We are a dancing nation because of the youth. The world is always changing and those in charge of the future – young people – will generate culture that reflects their reality. And so, in the final decade of the last millennium, it was people in their mid-teens to their early twenties who used their feet to expand and create new culture in repurposed dance spaces. We were adding a new verse to an old song, and we did so at scale.
“Dancing with other people isn’t passive, it is active, and it can create action: buying records or making music for fellow dancers; or creating a space where people can dance for the allotted five hours before tumbling out of the exit and looking for more.” Emma Warren
Collective ways of dancing change over time. Sometimes it crests generationally, like at the infamous marathons of Depression-era North America when couples would dance for hundreds of hours for cash, or at the highpoint of a cultural moment at, say, Quadrant Park or the Haçienda or a packed venue that only you and your friends remember.
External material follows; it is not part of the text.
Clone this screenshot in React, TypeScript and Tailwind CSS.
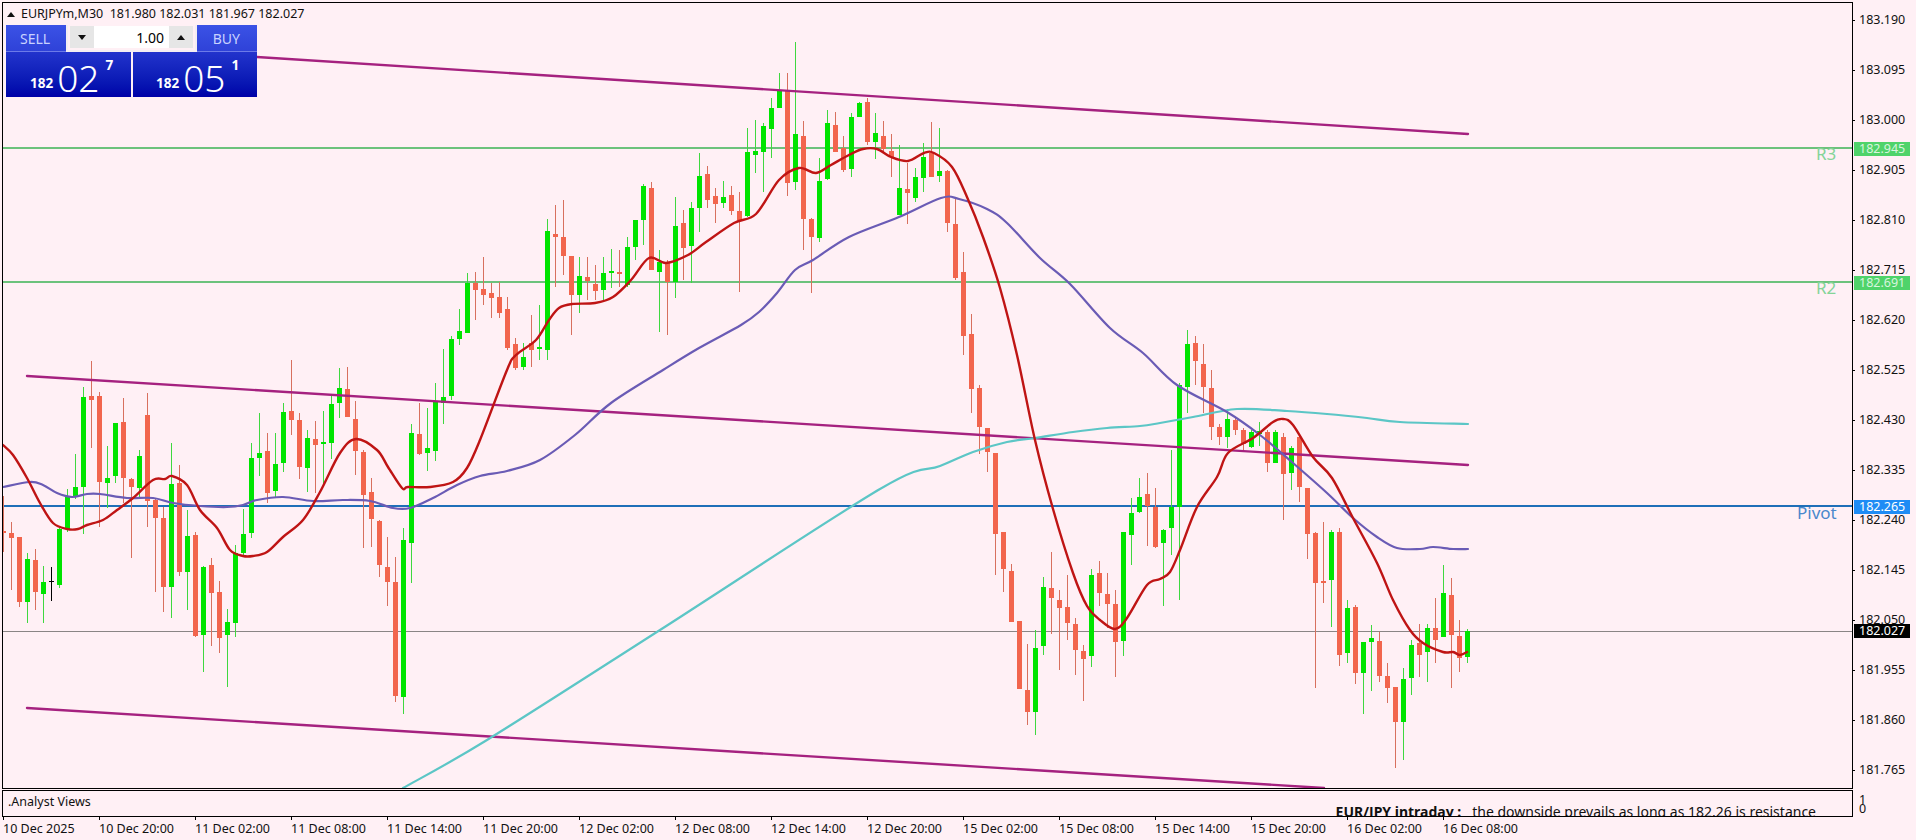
const candles: [string, number, number, number, number][] = [
  ["R",496,531,533,552],["R",522,533,538,590],["R",537,537,602,607],["G",553,559,602,623],["R",549,560,592,610],
  ["G",566,582,594,623],["K",567,581,582,601],["G",528,529,585,588],["G",489,497,529,532],["G",454,487,497,499],
  ["G",387,397,487,534],["R",361,396,400,448],["R",392,396,482,527],["G",446,478,483,508],["G",423,423,476,483],
  ["R",398,422,478,503],["R",478,479,487,558],["G",450,456,488,497],["R",393,415,501,527],["R",498,500,518,592],
  ["R",507,518,587,612],["G",443,484,587,618],["R",465,483,572,576],["G",510,536,572,610],["R",532,535,636,637],
  ["G",566,567,635,672],["R",558,565,593,646],["R",581,592,638,653],["G",609,622,635,687],["G",545,553,623,637],
  ["G",509,534,553,555],["G",443,458,533,538],["G",413,453,458,476],["R",433,451,493,503],["G",433,464,491,497],
  ["G",403,412,463,472],["R",360,411,420,435],["R",413,420,467,479],["G",430,438,468,492],["R",421,439,445,493],
  ["G",411,442,443,487],["G",395,404,443,459],["G",368,388,403,418],["R",367,389,417,417],["R",401,419,451,475],
  ["R",450,452,495,548],["R",478,492,519,547],["R",520,521,565,577],["R",537,567,582,606],["R",557,582,696,702],
  ["G",528,540,697,714],["G",424,433,543,583],["R",403,434,454,455],["G",408,448,453,471],["G",383,402,451,461],
  ["G",349,397,403,424],["G",336,339,396,400],["G",309,331,339,345],["G",273,283,333,333],["R",272,283,290,320],
  ["R",257,289,295,305],["R",283,293,298,318],["R",282,297,313,318],["R",297,309,348,350],["R",338,344,368,370],
  ["G",343,357,367,370],["R",315,343,350,367],["G",305,347,349,360],["G",219,231,350,360],["R",205,234,237,287],
  ["R",200,237,256,275],["R",256,256,295,335],["G",257,276,295,313],["R",257,277,281,300],["R",265,284,291,300],
  ["G",257,273,290,300],["G",249,271,273,288],["R",250,272,274,287],["G",237,247,285,287],["G",220,220,247,260],
  ["G",184,186,220,245],["R",182,188,270,270],["G",250,262,272,332],["R",260,262,282,335],["G",197,226,282,298],
  ["R",210,223,248,280],["G",202,208,246,283],["G",153,176,208,232],["R",166,174,200,208],["R",188,196,204,223],
  ["G",181,197,203,208],["R",186,195,211,215],["R",192,211,220,292],["G",128,152,216,217],["G",120,151,155,173],
  ["G",123,126,152,192],["G",98,108,129,158],["G",73,91,108,108],["R",73,91,183,196],["G",42,134,182,190],
  ["R",121,136,219,250],["R",218,219,237,293],["G",158,181,238,242],["G",110,123,179,180],["R",112,125,152,152],
  ["R",136,148,170,172],["G",113,117,169,177],["G",102,103,117,117],["R",98,102,142,145],["G",113,133,142,159],
  ["R",121,136,149,152],["R",134,151,157,177],["G",145,188,215,215],["R",163,189,193,224],["G",168,177,198,202],
  ["G",143,157,178,192],["R",122,153,177,177],["G",128,171,176,182],["R",170,171,223,232],["R",198,224,278,280],
  ["R",252,272,336,355],["R",314,334,389,413],["R",385,388,427,454],["R",428,428,452,472],["R",453,453,534,575],
  ["R",532,532,569,592],["R",564,571,622,622],["R",621,621,689,689],["R",644,690,712,725],["G",630,648,712,735],
  ["G",577,587,646,655],["R",552,588,598,634],["R",590,600,608,670],["R",575,607,623,640],["R",618,624,650,675],
  ["R",645,651,659,701],["G",569,575,656,667],["R",561,573,593,606],["R",573,594,604,628],["R",590,604,642,677],
  ["G",532,532,641,656],["G",498,513,535,565],["G",478,497,512,513],["R",473,494,506,546],["R",488,507,547,548],
  ["G",529,530,543,606],["G",450,507,528,555],["G",383,385,507,600],["G",330,344,387,413],["R",336,343,361,385],
  ["R",344,364,387,413],["R",370,388,427,440],["R",424,427,437,445],["G",409,419,437,448],["R",418,420,430,435],
  ["R",428,430,444,450],["G",430,432,447,448],["G",422,431,434,446],["R",430,432,463,472],["G",430,432,463,463],
  ["R",433,437,474,520],["G",446,448,473,490],["R",434,437,487,502],["R",488,488,534,559],["R",532,533,583,688],
  ["R",522,581,583,603],["G",530,532,580,627],["R",528,532,655,666],["G",600,608,653,663],["R",605,607,673,684],
  ["G",642,642,673,714],["G",625,638,642,691],["R",632,641,676,682],["R",663,676,688,703],["R",687,687,722,768],
  ["G",668,679,722,760],["G",640,645,678,695],["R",624,643,655,677],["G",624,628,652,682],["R",598,628,640,663],
  ["G",565,593,637,637],["R",578,595,635,688],["R",620,636,658,672],["G",629,631,657,663],
];

const redLine = [[3,445],[13,455],[27,478],[40,503],[53,523],[67,529],[78,529],[87,525],[103,520],[117,510],[133,498],[153,480],[165,479],[172,476],[187,485],[200,510],[217,528],[230,550],[243,556],[253,556],[267,552],[283,537],[303,520],[320,492],[340,453],[356,439],[377,450],[388,467],[402,488],[408,487],[430,487],[453,482],[467,468],[480,440],[507,370],[516,355],[536,340],[549,320],[559,308],[572,304],[595,303],[613,297],[631,280],[649,258],[666,263],[688,255],[706,242],[734,223],[756,214],[779,180],[799,168],[816,173],[831,165],[849,155],[863,149],[877,149],[891,157],[908,161],[924,153],[934,153],[952,167],[967,197],[983,237],[1000,288],[1017,355],[1035,440],[1053,509],[1073,573],[1087,606],[1100,620],[1115,629],[1127,618],[1147,585],[1160,579],[1170,572],[1180,550],[1197,507],[1217,477],[1228,453],[1253,438],[1273,422],[1283,419],[1293,425],[1313,457],[1332,478],[1353,518],[1377,563],[1393,600],[1410,630],[1423,643],[1443,652],[1453,652],[1460,655],[1467,652]];
const blueLine = [[3,487],[30,482],[43,485],[57,493],[72,497],[87,494],[100,494],[127,498],[153,498],[173,503],[200,506],[227,507],[243,505],[257,500],[283,497],[313,501],[343,500],[370,501],[393,508],[410,508],[433,498],[457,485],[480,476],[507,471],[540,460],[575,435],[611,403],[663,370],[699,348],[741,325],[759,312],[777,293],[795,270],[813,260],[849,237],[899,217],[941,198],[959,199],[987,209],[1007,223],[1040,258],[1070,284],[1110,328],[1143,353],[1177,385],[1227,412],[1260,435],[1293,463],[1327,493],[1353,518],[1377,537],[1397,548],[1420,549],[1433,547],[1453,549],[1468,549]];
const cyanLine = [[403,788],[487,740],[660,630],[880,489],[940,466],[973,452],[1007,442],[1035,438],[1073,432],[1107,428],[1140,426],[1160,423],[1193,417],[1237,409],[1287,411],[1327,414],[1367,418],[1400,422],[1468,424]];

const priceLabels = ["183.190","183.095","183.000","182.905","182.810","182.715","182.620","182.525","182.430","182.335","182.240","182.145","182.050","181.955","181.860","181.765"];
const timeLabels = ["10 Dec 2025","10 Dec 20:00","11 Dec 02:00","11 Dec 08:00","11 Dec 14:00","11 Dec 20:00","12 Dec 02:00","12 Dec 08:00","12 Dec 14:00","12 Dec 20:00","15 Dec 02:00","15 Dec 08:00","15 Dec 14:00","15 Dec 20:00","16 Dec 02:00","16 Dec 08:00"];

// catmull-rom through the sampled points so the averages don't look faceted
function smooth(p: number[][]) {
  let d = `M${p[0][0]} ${p[0][1]}`;
  for (let i = 0; i < p.length - 1; i++) {
    const a = p[i - 1] || p[i], b = p[i], c = p[i + 1], e = p[i + 2] || c;
    d += `C${b[0] + (c[0] - a[0]) / 6} ${b[1] + (c[1] - a[1]) / 6} ${c[0] - (e[0] - b[0]) / 6} ${c[1] - (e[1] - b[1]) / 6} ${c[0]} ${c[1]}`;
  }
  return d;
}

function Chart() {
  return (
    <svg viewBox="3 3 1849 785" className="w-[1849px] h-[785px] block">
      <g shapeRendering="crispEdges">
        <rect x="3" y="147" width="1849" height="2" fill="#6cc27c" />
        <rect x="3" y="281" width="1849" height="2" fill="#6cc27c" />
        <rect x="3" y="505" width="1849" height="2" fill="#1f6fb8" />
        <rect x="3" y="631" width="1849" height="1" fill="#8a8585" />
      </g>
      <g shapeRendering="crispEdges">
        {candles.map(([c, hi, top, bot, lo], i) => {
          const body = c === "G" ? "#00e400" : c === "R" ? "#f2654d" : "#000000";
          const wick = c === "G" ? "#3fd83f" : c === "R" ? "#d8705e" : "#000000";
          const x = 3 + 8 * i;
          return (
            <g key={i}>
              <rect x={x} y={hi} width="1" height={lo - hi} fill={wick} />
              {c === "K" ? (
                <rect x={x - 2} y={top} width="5" height="1" fill={body} />
              ) : (
                <rect x={x - 2} y={top} width="5" height={Math.max(bot - top, 2)} fill={body} />
              )}
            </g>
          );
        })}
      </g>
      <g fill="none" strokeLinecap="round" strokeLinejoin="round">
        <path d="M257 57L1468 134" stroke="#a5217f" strokeWidth="2.4" />
        <path d="M27 376L1468 465" stroke="#a5217f" strokeWidth="2.4" />
        <path d="M27 708L1324 788" stroke="#a5217f" strokeWidth="2.4" />
        <path d={smooth(cyanLine)} stroke="#5cc6c6" strokeWidth="2.2" />
        <path d={smooth(blueLine)} stroke="#6a5bb5" strokeWidth="2.2" />
        <path d={smooth(redLine)} stroke="#bf1414" strokeWidth="2.4" />
      </g>
    </svg>
  );
}

function TradePanel() {
  return (
    <div className="absolute left-[3px] top-[22px] w-[251px] h-[72px] flex gap-[2px] text-white">
      <div className="w-[125px] flex flex-col">
        <div className="h-[27px] flex items-center pl-[14px] text-[14px] text-[#c9d2ff] border-b border-[#6c7ae8] bg-gradient-to-b from-[#3b52e6] to-[#2f42d8]">SELL</div>
        <div className="flex-1 flex items-start pl-[24px] bg-gradient-to-b from-[#2233cc] to-[#0000a8]">
          <span className="text-[13.5px] font-bold mt-[21px]">182</span>
          <span className="text-[37px] leading-[37px] font-light ml-[4px] mt-[7px]">02</span>
          <span className="text-[13.5px] font-bold ml-[6px] mt-[3px]">7</span>
        </div>
      </div>
      <div className="w-[124px] flex flex-col">
        <div className="h-[27px] flex items-center justify-end pr-[17px] text-[14px] text-[#c9d2ff] border-b border-[#6c7ae8] bg-gradient-to-b from-[#3b52e6] to-[#2f42d8]">BUY</div>
        <div className="flex-1 flex items-start pl-[23px] bg-gradient-to-b from-[#2233cc] to-[#0000a8]">
          <span className="text-[13.5px] font-bold mt-[21px]">182</span>
          <span className="text-[37px] leading-[37px] font-light ml-[4px] mt-[7px]">05</span>
          <span className="text-[13.5px] font-bold ml-[6px] mt-[3px]">1</span>
        </div>
      </div>
      <div className="absolute left-[60px] top-0 w-[131px] h-[27px] bg-[#fff0f5] p-[2px] pt-[1px] flex border-b-[2px] border-x-[2px] border-[#f4eef2]">
        <div className="w-[24px] bg-[#e6e6e6] flex items-center justify-center">
          <svg width="8" height="5" viewBox="0 0 8 5"><path d="M0 0h8L4 5z" fill="#111" /></svg>
        </div>
        <div className="flex-1 bg-white text-black text-right pr-[5px] text-[14px] leading-[24px]">1.00</div>
        <div className="w-[24px] bg-[#e6e6e6] flex items-center justify-center">
          <svg width="8" height="5" viewBox="0 0 8 5"><path d="M0 5h8L4 0z" fill="#111" /></svg>
        </div>
      </div>
    </div>
  );
}

export default function App() {
  return (
    <div className="relative w-[1916px] h-[840px] overflow-hidden bg-[#fff0f5] text-[#111] text-[12.5px] font-['Noto_Sans',sans-serif]">
      <div className="flex h-[817px] pl-[2px] pt-[2px]">
        <div className="w-[1851px] flex flex-col">
          <div className="relative h-[787px] border border-black overflow-hidden">
            <Chart />
            <div className="absolute left-[4px] top-[3px] flex items-center gap-[6px] leading-[16px] whitespace-pre">
              <svg width="8" height="5" viewBox="0 0 8 5"><path d="M0 5h8L4 0z" fill="#111" /></svg>
              <span>EURJPYm,M30  181.980 182.031 181.967 182.027</span>
            </div>
            <TradePanel />
            <div className="absolute left-[1813px] top-[141px] text-[17px] leading-[20px] text-[#84d498]">R3</div>
            <div className="absolute left-[1813px] top-[275px] text-[17px] leading-[20px] text-[#84d498]">R2</div>
            <div className="absolute left-[1794px] top-[500px] text-[17px] leading-[20px] text-[#4a88cc]">Pivot</div>
          </div>
          <div className="mt-px h-[27px] border border-black flex justify-between overflow-hidden whitespace-pre">
            <span className="ml-[5px] mt-[3px] leading-[16px]">.Analyst Views</span>
            <span className="mr-[36px] mt-[13px] leading-[16px] text-[14px]">
              <b>EUR/JPY intraday :</b>   the downside prevails as long as 182.26 is resistance
            </span>
          </div>
        </div>
        <div className="relative flex-1">
          <div className="-mt-[7px] flex flex-col">
            {priceLabels.map((p) => (
              <div key={p} className="h-[50px] flex items-center">
                <div className="w-[2px] h-px bg-black" />
                <span className="ml-[4px] leading-[14px]">{p}</span>
              </div>
            ))}
            <div className="ml-[6px] h-[9px] leading-[9px]">1</div>
            <div className="ml-[6px] h-[9px] leading-[9px]">0</div>
          </div>
          <div className="absolute left-[1px] top-[140px] w-[56px] h-[14px] bg-[#4fd36a] text-[#d8f5de] pl-[5px] leading-[14px]">182.945</div>
          <div className="absolute left-[1px] top-[274px] w-[56px] h-[14px] bg-[#4fd36a] text-[#d8f5de] pl-[5px] leading-[14px]">182.691</div>
          <div className="absolute left-[1px] top-[498px] w-[56px] h-[14px] bg-[#1e8cf5] text-white pl-[5px] leading-[14px]">182.265</div>
          <div className="absolute left-[1px] top-[622px] w-[56px] h-[14px] bg-black text-white pl-[5px] leading-[14px]">182.027</div>
        </div>
      </div>
      <div className="flex pl-[3px]">
        {timeLabels.map((t) => (
          <div key={t} className="w-[96px] shrink-0 flex flex-col items-start">
            <div className="w-px h-[3px] bg-black" />
            <span className="leading-[16px] mt-[1px] whitespace-pre">{t}</span>
          </div>
        ))}
      </div>
    </div>
  );
}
Sometimes the collective dance is atomised, in retreat, as it has been in the UK since 2010 as venues continue to be picked off by property developers courtesy of global hyper capitalism and profit-facing planning laws; and sometimes it’s stilled, at the lowest of low tides, during illness, anxiety or bereavement or under repressive regimes, when we retreat indoors, dancing out of sight, solo, or only in our imagination.